How a COVID-19 vaccine policy cost University of Colorado $10.3 million

• https://denverite.com, Andrew Kenney

The settlement marks the end of a legal battle over pandemic-era policies. It came after a federal appeals court found that the university's Anschutz campus in particular had violated the U.S. Constitution with its COVID-19 vaccine policy.

The policy had allowed members of certain religions to be exempted from the vaccine policy, but not others. It was "hostile toward and discriminatory against certain religions," a federal appeals court wrote last year in a blistering 55-page ruling on the case.

Starting in April 2021, the university system set a requirement that employees and students get one of the new COVID-19 vaccines. Each campus was permitted to set its own specific requirements.

Anschutz — which is the university's medical campus — introduced a policy that summer. It would allow religious exemptions — but only for those people who could cite the "official doctrine" of an "organized religion" in which "teachings are opposed to all immunizations," according to a court ruling.

Ultimately, the policy's attempt to distinguish between different religious beliefs is what doomed it.

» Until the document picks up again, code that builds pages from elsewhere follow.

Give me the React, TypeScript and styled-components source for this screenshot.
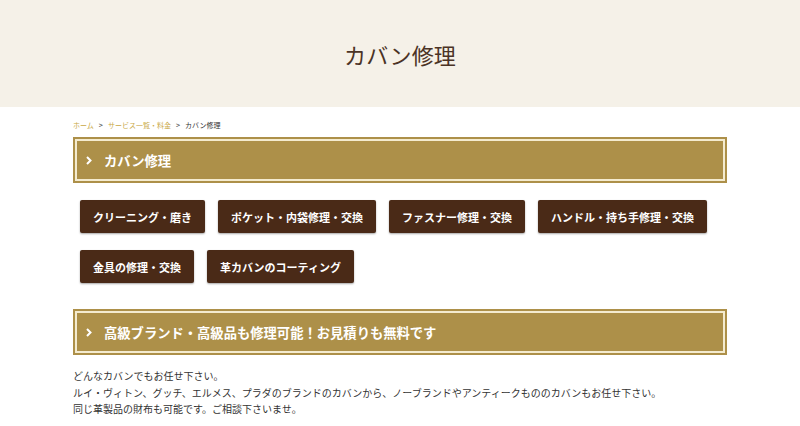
import React from "react";
import styled, { createGlobalStyle } from "styled-components";

const GlobalStyle = createGlobalStyle`
  body {
    margin: 0;
    background: #fff;
    font-family: "Noto Sans CJK JP", "Noto Sans", sans-serif;
    color: #333;
  }
`;

const services = [
  "クリーニング・磨き",
  "ポケット・内袋修理・交換",
  "ファスナー修理・交換",
  "ハンドル・持ち手修理・交換",
  "金具の修理・交換",
  "革カバンのコーティング",
];

function Chevron() {
  return (
    <svg width="8" height="9" viewBox="0 0 8 9">
      <path d="M2 1 L5.5 4.5 L2 8" fill="none" stroke="#fff" strokeWidth="2" />
    </svg>
  );
}

export default function App() {
  return (
    <>
      <GlobalStyle />
      <PageHeader>
        <PageTitle>カバン修理</PageTitle>
      </PageHeader>
      <Main>
        <Breadcrumb>
          <Crumb>ホーム</Crumb>
          <Sep>&gt;</Sep>
          <Crumb>サービス一覧・料金</Crumb>
          <Sep>&gt;</Sep>
          <Current>カバン修理</Current>
        </Breadcrumb>

        <SectionHeading>
          <Chevron />
          <span>カバン修理</span>
        </SectionHeading>

        <ButtonList>
          {services.map((s) => (
            <ServiceButton key={s}>{s}</ServiceButton>
          ))}
        </ButtonList>

        <SectionHeading>
          <Chevron />
          <span>高級ブランド・高級品も修理可能！お見積りも無料です</span>
        </SectionHeading>

        <Text>
          どんなカバンでもお任せ下さい。
          <br />
          ルイ・ヴィトン、グッチ、エルメス、プラダのブランドのカバンから、ノーブランドやアンティークもののカバンもお任せ下さい。
          <br />
          同じ革製品の財布も可能です。ご相談下さいませ。
        </Text>
      </Main>
    </>
  );
}

const PageHeader = styled.header`
  height: 107px;
  background: #f5f1e8;
  display: flex;
  align-items: center;
  justify-content: center;
`;

const PageTitle = styled.h1`
  margin: 0;
  font-size: 22px;
  font-weight: 400;
  color: #4b3325;
  letter-spacing: 0.2px;
`;

const Main = styled.main`
  width: 654px;
  margin: 0 auto;
  display: flex;
  flex-direction: column;
`;

const Breadcrumb = styled.nav`
  display: flex;
  align-items: center;
  gap: 5px;
  height: 14px;
  margin-top: 11px;
  font-size: 7px;
`;

const Crumb = styled.span`
  color: #c9a845;
`;

const Sep = styled.span`
  color: #555;
  font-size: 7px;
  font-weight: 700;
`;

const Current = styled.span`
  color: #333;
`;

const SectionHeading = styled.h2`
  margin: 5px 0 0;
  height: 46px;
  box-sizing: border-box;
  background: #ad9049;
  border: 2px solid #ad9049;
  box-shadow: inset 0 0 0 2px #f4ebcf;
  display: flex;
  align-items: center;
  gap: 11px;
  padding-left: 10px;
  color: #fff;
  font-size: 13.3px;
  font-weight: 700;
`;

const ButtonList = styled.div`
  display: flex;
  flex-wrap: wrap;
  gap: 17px 13px;
  padding: 17px 0 0 7px;
  margin-bottom: 21px;
`;

const ServiceButton = styled.a`
  display: flex;
  align-items: center;
  height: 33px;
  padding: 0 13px;
  background: #4a2a17;
  color: #fff;
  font-size: 11px;
  font-weight: 700;
  border-radius: 2px;
  box-shadow: 0 1px 2px rgba(0, 0, 0, 0.35);
  cursor: pointer;
`;

const Text = styled.p`
  margin: 13px 0 0;
  font-size: 10px;
  line-height: 16.5px;
  color: #333;
`;
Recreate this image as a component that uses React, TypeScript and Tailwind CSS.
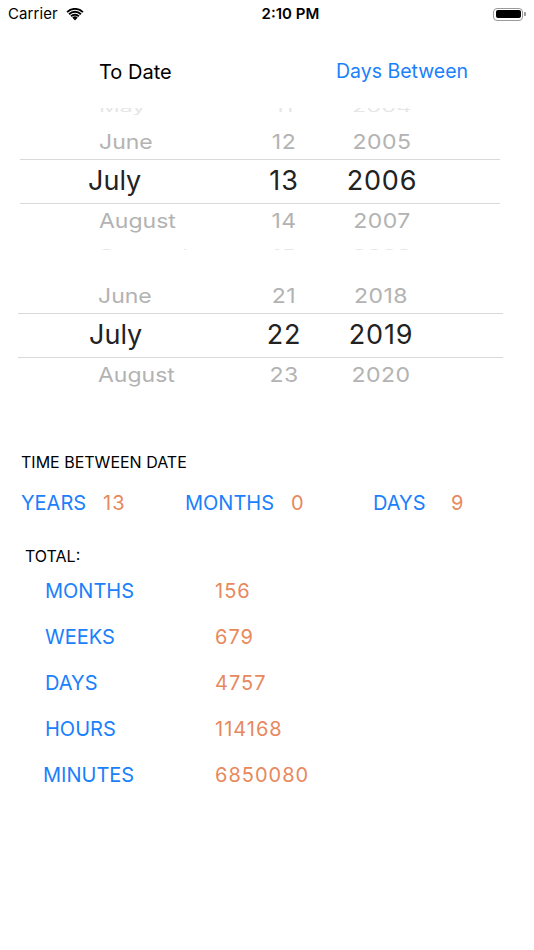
import React from "react";

type Row = { m: string; d: string; y: string };

function WifiIcon() {
  return (
    <svg width="18" height="13" viewBox="0 0 18 13" className="block">
      <path d="M9 12.6 L6.3 9.6 A3.9 3.9 0 0 1 11.7 9.6 Z" fill="#000" />
      <path d="M4.4 7.6 A6.6 6.6 0 0 1 13.6 7.6 L12.3 9.0 A4.7 4.7 0 0 0 5.7 9.0 Z" fill="#000" />
      <path d="M2.4 5.5 A9.5 9.5 0 0 1 15.6 5.5 L14.3 6.9 A7.6 7.6 0 0 0 3.7 6.9 Z" fill="#000" />
      <path d="M0.4 3.4 A12.4 12.4 0 0 1 17.6 3.4 L16.3 4.8 A10.5 10.5 0 0 0 1.7 4.8 Z" fill="#000" />
    </svg>
  );
}

function Battery() {
  return (
    <div className="flex items-center">
      <div className="w-[30px] h-[13px] rounded-[4px] border border-[#9a9a9a] p-[1.5px]">
        <div className="w-full h-full rounded-[2px] bg-black" />
      </div>
      <div className="w-[2px] h-[4px] rounded-r-[1px] bg-[#9a9a9a] ml-[1px]" />
    </div>
  );
}

function Picker({
  rowsAbove,
  selected,
  rowsBelow,
  height,
  offsetTop,
  widthClass,
  monthSelPad,
  monthPad,
  yearLeft,
}: {
  rowsAbove: { r: Row; fade: number }[];
  selected: Row;
  rowsBelow: { r: Row; fade: number }[];
  height: string;
  offsetTop: string;
  widthClass: string;
  monthSelPad: string;
  monthPad: string;
  yearLeft: string;
}) {
  const faded = (r: Row, fade: number, key: string) => (
    <div
      key={key}
      className={`flex items-center h-[34px] text-[23px] ${fade === 1 ? "text-[#b3b3b3] scale-y-[0.88]" : "text-[#e6e6e6] scale-y-[0.55]"}`}
    >
      <div className={`${monthPad} shrink-0`}>{r.m}</div>
      <div className="w-[60px] text-center shrink-0 tracking-[0.5px]">{r.d}</div>
      <div className={`${yearLeft} w-[100px] text-center shrink-0 tracking-[0.5px]`}>{r.y}</div>
    </div>
  );
  return (
    <div className={`${height} overflow-hidden`}>
      <div className={`${widthClass} ${offsetTop}`}>
        {rowsAbove.map((x, i) => faded(x.r, x.fade, "a" + i))}
        <div className="flex items-center h-[45px] border-y border-[#d9d9d9] text-[27px] text-[#222]">
          <div className={`${monthSelPad} shrink-0`}>{selected.m}</div>
          <div className="w-[60px] text-center shrink-0 tracking-[0.8px]">{selected.d}</div>
          <div className={`${yearLeft} w-[100px] text-center shrink-0 tracking-[0.8px]`}>{selected.y}</div>
        </div>
        {rowsBelow.map((x, i) => faded(x.r, x.fade, "b" + i))}
      </div>
    </div>
  );
}

export default function App() {
  const blue = "text-[#1a80fb]";
  const orange = "text-[#e7895d] tracking-[1px]";
  const totals = [
    ["MONTHS", "156", "pl-[45px]"],
    ["WEEKS", "679", "pl-[45px]"],
    ["DAYS", "4757", "pl-[45px]"],
    ["HOURS", "114168", "pl-[45px]"],
    ["MINUTES", "6850080", "pl-[43px]"],
  ];
  return (
    <div className="w-[534px] h-[950px] bg-white overflow-hidden font-['Inter','Liberation_Sans',sans-serif] text-black">
      {/* status bar */}
      <div className="h-[28px] flex items-center px-[8px] relative">
        <div className="flex items-center gap-[8px]">
          <span className="text-[15px] tracking-[0.1px]">Carrier</span>
          <WifiIcon />
        </div>
        <div className="flex-1 text-center text-[15px] font-semibold pl-[4px]">2:10 PM</div>
        <div>
          <Battery />
        </div>
      </div>

      {/* header */}
      <div className="h-[80px] pt-[8px] flex items-center">
        <div className="pl-[99px] w-[336px] text-[20px] text-black">To Date</div>
        <div className={`text-[19.5px] ${blue}`}>Days Between</div>
      </div>

      {/* picker 1 */}
      <Picker
        height="h-[142px]"
        offsetTop="-mt-[17px] ml-[20px]"
        widthClass="w-[480px]"
        monthSelPad="pl-[68px] w-[234px]"
        monthPad="pl-[79px] w-[234px]"
        yearLeft="ml-[18px]"
        rowsAbove={[
          { r: { m: "May", d: "11", y: "2004" }, fade: 2 },
          { r: { m: "June", d: "12", y: "2005" }, fade: 1 },
        ]}
        selected={{ m: "July", d: "13", y: "2006" }}
        rowsBelow={[
          { r: { m: "August", d: "14", y: "2007" }, fade: 1 },
          { r: { m: "September", d: "15", y: "2008" }, fade: 2 },
        ]}
      />

      <div className="h-[29px]" />

      {/* picker 2 */}
      <Picker
        height="h-[113px]"
        offsetTop="ml-[18px]"
        widthClass="w-[485px]"
        monthSelPad="pl-[71px] w-[236px]"
        monthPad="pl-[80px] w-[236px]"
        yearLeft="ml-[17px]"
        rowsAbove={[{ r: { m: "June", d: "21", y: "2018" }, fade: 1 }]}
        selected={{ m: "July", d: "22", y: "2019" }}
        rowsBelow={[{ r: { m: "August", d: "23", y: "2020" }, fade: 1 }]}
      />

      {/* time between */}
      <div className="mt-[60px] pl-[21px] h-[20px] leading-[20px] text-[16px] text-black">
        TIME BETWEEN DATE
      </div>
      <div className="mt-[19px] h-[24px] leading-[24px] flex text-[20px] pl-[21px]">
        <div className="flex w-[164px]">
          <span className={`w-[82px] ${blue}`}>YEARS</span>
          <span className={orange}>13</span>
        </div>
        <div className="flex w-[188px]">
          <span className={`w-[106px] ${blue}`}>MONTHS</span>
          <span className={orange}>0</span>
        </div>
        <div className="flex">
          <span className={`w-[78px] ${blue}`}>DAYS</span>
          <span className={orange}>9</span>
        </div>
      </div>

      <div className="mt-[31px] pl-[25px] h-[20px] leading-[20px] text-[16px] text-black">TOTAL:</div>
      <div className="mt-[2px] flex flex-col">
        {totals.map(([l, v, p]) => (
          <div key={l} className={`h-[46px] flex items-center text-[20px] ${p}`}>
            <span className={`${l === "MINUTES" ? "w-[172px]" : "w-[170px]"} ${blue}`}>{l}</span>
            <span className={orange}>{v}</span>
          </div>
        ))}
      </div>
    </div>
  );
}
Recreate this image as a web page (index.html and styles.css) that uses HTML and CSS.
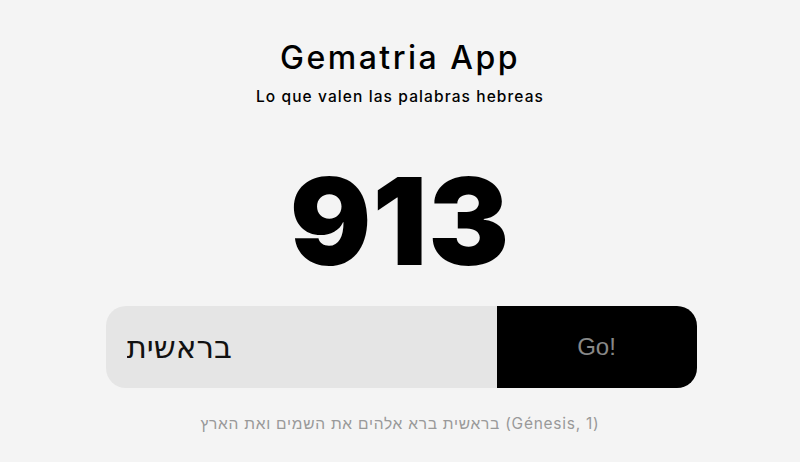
FILE: index.html
```html
<!DOCTYPE html>
<html lang="es">
<head>
<meta charset="utf-8">
<title>Gematria App</title>
<link rel="stylesheet" href="styles.css">
</head>
<body>
<main class="app">
  <header class="header">
    <h1 class="title">Gematria App</h1>
    <p class="subtitle">Lo que valen las palabras hebreas</p>
  </header>
  <div class="result">913</div>
  <form class="search">
    <input class="word" type="text" value="בראשית" dir="rtl">
    <button class="go" type="button">Go!</button>
  </form>
  <p class="example">בראשית ברא אלהים את השמים ואת הארץ (Génesis, 1)</p>
</main>
</body>
</html>
```
FILE: styles.css
```css
html, body {
  margin: 0;
  padding: 0;
  background: #f4f4f4;
}
body {
  font-family: "Inter", "Noto Sans", sans-serif;
  color: #000;
}
.app {
  width: 800px;
  height: 462px;
  display: flex;
  flex-direction: column;
  align-items: center;
}
.header {
  display: flex;
  flex-direction: column;
  align-items: center;
  padding-top: 38px;
}
.title {
  margin: 0;
  font-size: 32px;
  font-weight: 500;
  line-height: 40px;
  letter-spacing: 2.5px;
}
.subtitle {
  margin: 9px 0 0;
  font-size: 15.5px;
  font-weight: 500;
  line-height: 20px;
  letter-spacing: 1.1px;
}
.result {
  margin-top: 51px;
  font-size: 121px;
  font-weight: 900;
  line-height: 126px;
  letter-spacing: 1px;
}
.search {
  margin: 22px 0 0 2px;
  display: flex;
  width: 591px;
  height: 82px;
}
.word {
  flex: 0 0 391px;
  width: 391px;
  min-width: 0;
  box-sizing: border-box;
  border: none;
  outline: none;
  background: #e5e5e5;
  border-radius: 20px 0 0 20px;
  padding: 0 21px;
  font-family: "DejaVu Sans", sans-serif;
  font-size: 31px;
  color: #111;
  text-align: left;
}
.go {
  flex: 1 1 auto;
  min-width: 0;
  border: none;
  background: #000;
  color: #888;
  border-radius: 0 20px 20px 0;
  font-family: "Liberation Sans", Arial, sans-serif;
  font-size: 24px;
  padding: 0;
}
.example {
  margin: 26px 0 0;
  font-size: 15.5px;
  color: #999;
  letter-spacing: 0.75px;
}
```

The CU Anschutz administration stated that Christian Scientists and Jehovah's Witnesses would qualify for the exemption, but it rejected applications from other religions.

Meanwhile, CU Anschutz stated that Roman Catholics would not be exempted, since it was "morally acceptable" for them to be vaccinated. The school also rejected applications from groups including Buddhists, Evangelical Christians, nondenominational Protestants and members of the Eastern Orthodox Church, not to mention people who didn't state a particular affiliation.

It's unclear why the school said that Christian Scientists and Jehovah's Witnesses would qualify for the exemption when others didn't. Both faiths describe vaccination as a personal choice, even if most Christian Scientists "normally rely on prayer for healing," per the religion's website.

All the plaintiffs in the case had their requests denied. At least three clinical practitioners were fired, while another was placed indefinitely on unpaid leave. 

Non-clinical employees were banned from campus, and one had her pay cut by 10 percent. Others were denied exemptions or required to work remotely. 

The original plaintiffs — a Catholic doctor and a Buddhist medical student — sued in fall 2021, asking for a preliminary injunction.